[start SUPPLIED DATA]

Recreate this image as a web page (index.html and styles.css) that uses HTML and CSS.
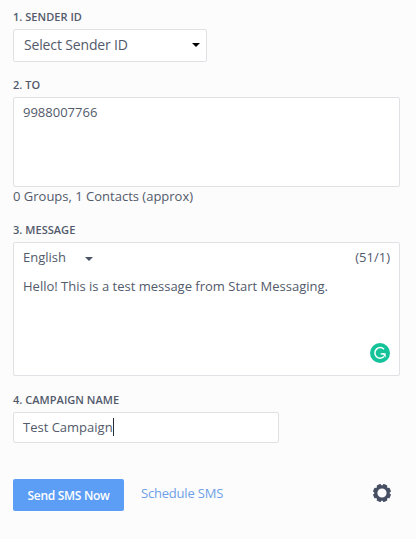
FILE: index.html
```html
<!DOCTYPE html>
<html lang="en">
<head>
    <meta charset="UTF-8">
    <meta name="viewport" content="width=device-width, initial-scale=1.0">
    <title>Send SMS</title>
    <link rel="stylesheet" href="styles.css">
</head>
<body>
    <form class="sms-form" id="sms-form">
        <div class="field sender-field">
            <div class="label">1. SENDER ID</div>
            <div class="box select">
                <span class="select-text">Select Sender ID</span>
                <span class="arrow"></span>
            </div>
        </div>

        <div class="field to-field">
            <div class="label">2. TO</div>
            <div class="box recipients"><span class="recipients-text">9988007766</span></div>
            <div class="summary"><span class="summary-text">0 Groups, 1 Contacts (approx)</span></div>
        </div>

        <div class="field message-field">
            <div class="label">3. MESSAGE</div>
            <div class="box message">
                <div class="message-header">
                    <span class="language">English</span>
                    <span class="arrow small"></span>
                    <span class="counter">(51/1)</span>
                </div>
                <div class="message-body"><span class="message-text">Hello! This is a test message from Start Messaging.</span></div>
                <svg class="checker" width="20" height="20" viewBox="0 0 20 20">
                    <circle cx="10" cy="10" r="10" fill="#15c39a"/>
                    <path d="M14 6.2A5.3 5.3 0 1 0 14 13.6" fill="none" stroke="#fff" stroke-width="1.5"/>
                    <path d="M10.6 10.9H14.2" fill="none" stroke="#fff" stroke-width="1.4"/>
                    <path d="M12 10.2H15.7V14.8Z" fill="#fff"/>
                </svg>
            </div>
        </div>

        <div class="field campaign-field">
            <div class="label">4. CAMPAIGN NAME</div>
            <div class="box campaign"><span class="campaign-text">Test Campaign</span><span class="caret"></span></div>
        </div>

        <div class="actions">
            <button type="submit" class="send"><span class="send-text">Send SMS Now</span></button>
            <a class="schedule">Schedule SMS</a>
            <svg class="settings" width="20" height="20" viewBox="0 0 20 20">
                <circle cx="10" cy="10" r="6.2" fill="none" stroke="#474f63" stroke-width="3.2"/>
                <g fill="#474f63">
                    <rect id="tooth" x="7.7" y="1" width="4.6" height="3" rx=".8" transform="rotate(22.5 10 10)"/>
                    <use href="#tooth" transform="rotate(45 10 10)"/>
                    <use href="#tooth" transform="rotate(90 10 10)"/>
                    <use href="#tooth" transform="rotate(135 10 10)"/>
                    <use href="#tooth" transform="rotate(180 10 10)"/>
                    <use href="#tooth" transform="rotate(225 10 10)"/>
                    <use href="#tooth" transform="rotate(270 10 10)"/>
                    <use href="#tooth" transform="rotate(315 10 10)"/>
                </g>
            </svg>
        </div>
    </form>
</body>
</html>
```
FILE: styles.css
```css
* {
    box-sizing: border-box;
}
body {
    margin: 0;
    background-color: #fcfcfc;
    color: #525a6b;
    font-family: "Open Sans", sans-serif;
    font-size: 13px;
    line-height: 18px;
}
.sms-form {
    padding: 9px 16px 0 13px;
}
.label {
    height: 20px;
    font-size: 11px;
    font-weight: 600;
    letter-spacing: 0.04px;
    line-height: 16px;
}
.box {
    background: #fff;
    border: 1px solid #dfe1e4;
    border-radius: 2px;
}
.arrow {
    width: 0;
    height: 0;
    border-left: 4px solid transparent;
    border-right: 4px solid transparent;
    border-top: 4px solid #000;
}
.arrow.small {
    margin: 3px 0 0 19px;
    border-top-color: #4b5366;
}

/* Sender */
.select {
    display: flex;
    align-items: center;
    justify-content: space-between;
    width: 194px;
    height: 33px;
    padding: 0 6px 2px 10px;
    font-size: 14px;
}
.select-text {
    letter-spacing: -0.15px;
}

/* Recipients */
.to-field {
    margin-top: 15px;
}
.recipients {
    height: 90px;
    padding: 5px 9px;
}
.summary {
    height: 18px;
}

/* Message */
.message-field {
    margin-top: 17px;
}
.message {
    position: relative;
    height: 134px;
    padding: 5px 9px;
}
.message-header {
    display: flex;
    align-items: center;
}
.counter {
    margin-left: auto;
}
.message-body {
    margin-top: 11px;
}
.checker {
    position: absolute;
    right: 9px;
    bottom: 12px;
}

/* Campaign */
.campaign-field {
    margin-top: 16px;
}
.campaign {
    display: flex;
    align-items: center;
    width: 266px;
    height: 31px;
    padding: 0 9px 2px;
}
.caret {
    width: 1px;
    height: 18px;
    background: #222b3c;
}

.actions {
    display: flex;
    align-items: center;
    margin-top: 36px;
}
.send {
    width: 111px;
    height: 32px;
    padding: 1px 0 0;
    background-color: #5c9df5;
    color: #fff;
    border: none;
    border-radius: 2px;
    font-family: inherit;
    font-size: 12px;
    font-weight: 600;
    letter-spacing: -0.3px;
    cursor: pointer;
}
.schedule {
    margin: 0 0 4px 17px;
    color: #6e9fe8;
    letter-spacing: -0.2px;
}
.settings {
    margin: 0 8px 4px auto;
}
```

[end SUPPLIED DATA]

GIVEN REQUEST: Reproduce the material above in full and without alteration, but skip all pictures.

ANSWER BELOW:
Recreate this image as a web page (index.html and styles.css) that uses HTML and CSS.
FILE: index.html
```html
<!DOCTYPE html>
<html lang="en">
<head>
    <meta charset="UTF-8">
    <meta name="viewport" content="width=device-width, initial-scale=1.0">
    <title>Send SMS</title>
    <link rel="stylesheet" href="styles.css">
</head>
<body>
    <form class="sms-form" id="sms-form">
        <div class="field sender-field">
            <div class="label">1. SENDER ID</div>
            <div class="box select">
                <span class="select-text">Select Sender ID</span>
                <span class="arrow"></span>
            </div>
        </div>

        <div class="field to-field">
            <div class="label">2. TO</div>
            <div class="box recipients"><span class="recipients-text">9988007766</span></div>
            <div class="summary"><span class="summary-text">0 Groups, 1 Contacts (approx)</span></div>
        </div>

        <div class="field message-field">
            <div class="label">3. MESSAGE</div>
            <div class="box message">
                <div class="message-header">
                    <span class="language">English</span>
                    <span class="arrow small"></span>
                    <span class="counter">(51/1)</span>
                </div>
                <div class="message-body"><span class="message-text">Hello! This is a test message from Start Messaging.</span></div>
                <svg class="checker" width="20" height="20" viewBox="0 0 20 20">
                    <circle cx="10" cy="10" r="10" fill="#15c39a"/>
                    <path d="M14 6.2A5.3 5.3 0 1 0 14 13.6" fill="none" stroke="#fff" stroke-width="1.5"/>
                    <path d="M10.6 10.9H14.2" fill="none" stroke="#fff" stroke-width="1.4"/>
                    <path d="M12 10.2H15.7V14.8Z" fill="#fff"/>
                </svg>
            </div>
        </div>

        <div class="field campaign-field">
            <div class="label">4. CAMPAIGN NAME</div>
            <div class="box campaign"><span class="campaign-text">Test Campaign</span><span class="caret"></span></div>
        </div>

        <div class="actions">
            <button type="submit" class="send"><span class="send-text">Send SMS Now</span></button>
            <a class="schedule">Schedule SMS</a>
            <svg class="settings" width="20" height="20" viewBox="0 0 20 20">
                <circle cx="10" cy="10" r="6.2" fill="none" stroke="#474f63" stroke-width="3.2"/>
                <g fill="#474f63">
                    <rect id="tooth" x="7.7" y="1" width="4.6" height="3" rx=".8" transform="rotate(22.5 10 10)"/>
                    <use href="#tooth" transform="rotate(45 10 10)"/>
                    <use href="#tooth" transform="rotate(90 10 10)"/>
                    <use href="#tooth" transform="rotate(135 10 10)"/>
                    <use href="#tooth" transform="rotate(180 10 10)"/>
                    <use href="#tooth" transform="rotate(225 10 10)"/>
                    <use href="#tooth" transform="rotate(270 10 10)"/>
                    <use href="#tooth" transform="rotate(315 10 10)"/>
                </g>
            </svg>
        </div>
    </form>
</body>
</html>
```
FILE: styles.css
```css
* {
    box-sizing: border-box;
}
body {
    margin: 0;
    background-color: #fcfcfc;
    color: #525a6b;
    font-family: "Open Sans", sans-serif;
    font-size: 13px;
    line-height: 18px;
}
.sms-form {
    padding: 9px 16px 0 13px;
}
.label {
    height: 20px;
    font-size: 11px;
    font-weight: 600;
    letter-spacing: 0.04px;
    line-height: 16px;
}
.box {
    background: #fff;
    border: 1px solid #dfe1e4;
    border-radius: 2px;
}
.arrow {
    width: 0;
    height: 0;
    border-left: 4px solid transparent;
    border-right: 4px solid transparent;
    border-top: 4px solid #000;
}
.arrow.small {
    margin: 3px 0 0 19px;
    border-top-color: #4b5366;
}

/* Sender */
.select {
    display: flex;
    align-items: center;
    justify-content: space-between;
    width: 194px;
    height: 33px;
    padding: 0 6px 2px 10px;
    font-size: 14px;
}
.select-text {
    letter-spacing: -0.15px;
}

/* Recipients */
.to-field {
    margin-top: 15px;
}
.recipients {
    height: 90px;
    padding: 5px 9px;
}
.summary {
    height: 18px;
}

/* Message */
.message-field {
    margin-top: 17px;
}
.message {
    position: relative;
    height: 134px;
    padding: 5px 9px;
}
.message-header {
    display: flex;
    align-items: center;
}
.counter {
    margin-left: auto;
}
.message-body {
    margin-top: 11px;
}
.checker {
    position: absolute;
    right: 9px;
    bottom: 12px;
}

/* Campaign */
.campaign-field {
    margin-top: 16px;
}
.campaign {
    display: flex;
    align-items: center;
    width: 266px;
    height: 31px;
    padding: 0 9px 2px;
}
.caret {
    width: 1px;
    height: 18px;
    background: #222b3c;
}

.actions {
    display: flex;
    align-items: center;
    margin-top: 36px;
}
.send {
    width: 111px;
    height: 32px;
    padding: 1px 0 0;
    background-color: #5c9df5;
    color: #fff;
    border: none;
    border-radius: 2px;
    font-family: inherit;
    font-size: 12px;
    font-weight: 600;
    letter-spacing: -0.3px;
    cursor: pointer;
}
.schedule {
    margin: 0 0 4px 17px;
    color: #6e9fe8;
    letter-spacing: -0.2px;
}
.settings {
    margin: 0 8px 4px auto;
}
```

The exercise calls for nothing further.